Enter the average real pricing guide, or ARP guide. With monthly prices based on realized prices of new, raw card sales from various Internet auction sites, any card’s ARP will be much more accurate than a traditional price guide’s pie-in-the-sky value.

Let’s look at an example. Topps 2013 Series Two came out in mid-June. And while most collectors don’t expect base cards of a flagship set like Topps—with a total print run probably into the millions of cards—to hold their value long-term, how should we value short-printed cards like the on-checklist variations? Realized prices from September and October were used to find the ARP values of 17 variations (see table below).

Card # & Player
ARP Value
Unregulated ARP Value*
Trad. Price Guide Value Range (Dec.)
1C Bryce Harper Sunglasses SP
10B Adam Jones Sunglasses SP
11C Yu Darvish Sunglasses SP
27C Mike Trout Sunglasses SP
28B Prince Fielder Sunglasses SP
34B Felix Hernandez Sunglasses SP
55B Tim Lincecum Sunglasses SP
110B Justin Upton Sunglasses SP
122C Andrew McCutchen Sunglasses SP
127B Giancarlo Stanton Sunglasses SP
242C Matt Kemp Sunglasses SP
316B Josh Reddick Sunglasses SP
362B Yoenis Cespedes Sunglasses SP
456B Pablo Sandoval Sunglasses SP
595B David Ortiz Speech SP
660B Miguel Cabrera Sunglasses SP
661B Hyun-Jin Ryu Sunglasses SP
*Unregulated ARP contains high and low in range.

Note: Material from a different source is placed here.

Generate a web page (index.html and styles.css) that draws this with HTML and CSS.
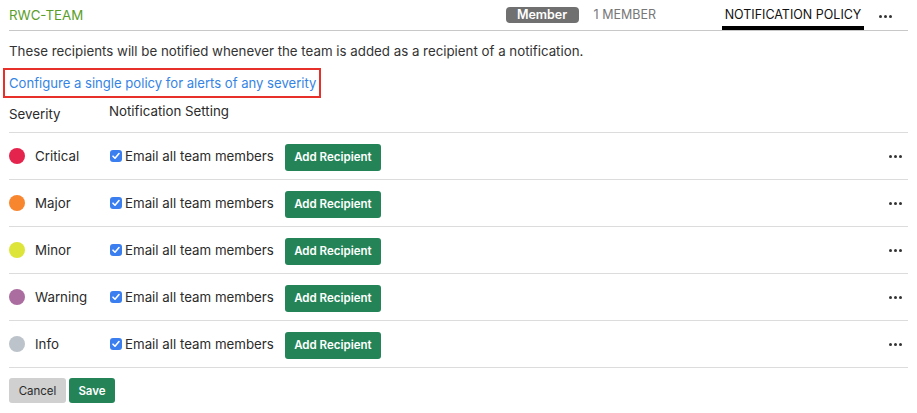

The ARP values here aren’t arbitrary, like the traditional book values feel—the ARPs are made up of actual realized prices for raw cards on major Internet auction sites. (It’s important to stress that ARP values are for raw cards only. Graded cards are a different beast, and are not part of these calculations.) To determine each price, an aggregate of realized prices for each card was taken from a given a date range. Next, the highest and lowest prices were removed to avoid skewing the result (See note on Unregulated ARP above*). Whatever was left was factored into the ARP. In those few cases where five or fewer prices went into the price calculations, all prices were factored in. (In the example above, only the Kemp had five or fewer sales.)

One interesting quirk about an ARP value is that the number of individual prices that go into each average is not uniform. For instance, if a Yasiel Puig card is sold 20 times but a Dustin Pedroia is only sold 6 times, shouldn’t all 20 Puig prices be used to find its ARP? It’s a more popular card, after all. I used date cutoffs rather than number of individual prices. These values reflect whatever happened between September 1, 2013, and October 31, 2013.

And about that middle column... While the ARP is the more accurate of the two price values, the Unregulated ARP (UnARP) contains the single highest and single lowest values left out of each ARP range. With these values factored in, the ARP and UnARP form an accurate range of high and low for a given card (it doesn’t matter which is higher or lower). For example, your Felix Hernandez “Sunglasses” short-print variation in 2013 Topps Series 2 is valued between $3.13 ARP and $3.60 UnARP. This is how much you should expect to pay for it, and how much you should expect to get for it should you decide to sell it. Notice how the expected buy and sell price ranges are the same?
“Book” value has long been the starting point for negotiations, or baseline for dealers offering to buy cards. If a card books for $20, a dealer will usually pay 20% to 40% of book to buy, then turn around and charge 60% to 90% of book when selling the card. The dealer has to protect his profit margin in order to stay in business. That’s one of the inherent functions of the book value and a wrinkle in how the hobby currently works.

An ARP value doesn’t have to protect a profit margin. Internet auction sites don’t care who’s buying or who’s selling. You want to buy that Ortiz “Speech” SP? Expect to pay between $17.06 and $17.77 for it. You want to sell the same Ortiz SP? Guess how much you should expect to get. That's right: between $17.06 and $17.77. 

A level field is a new concept, one that won't be embraced by dealers. I expect the traditional price guides will fight ARP at every turn. But here's why you should use it if you buy and sell new, raw sports cards: it's accurate. And as you can see from the table above, "accurate pricing" and "book" value are rarely synonymous.


dogfacedgremlin said...

So my question is, which company is going to jump on the tabulation of this data and charge for it? I know you can easily do this yourself but how many people really want to spend the time unless they are really into a card? Not many I would bet.

View From the Skybox said...

I love the concept, but who would openly put out an ARP guide? A software system designed to do this could bring in big subscription sales.

Derek McKim said...

well done. I totally understand and is in your corner.. I also the RC designation is rather suspect also. back in 80s. traded sets include XRCs and had rookie cards in base set the following yr. such as Bo Jackson, Craig Biggio, Doc Gooden etc..yet someone like 2000 Miguel Cabrera traded or Nomar traded are rookies. seems contradictory. If they make it more uniformed ...would hurt hobby in some way likely. all of sudden your 89 Upper Deck is basically a common not valuable or as collectible.. and some old niche sets like 89 Topps Big Randy Johnson. why not RC? if set released today. it would be considered one. or food issues.. a 78 Kelloggs Eddie Murray is RC in my book..and has more collectibility than some low level set produced by Topps or Panini.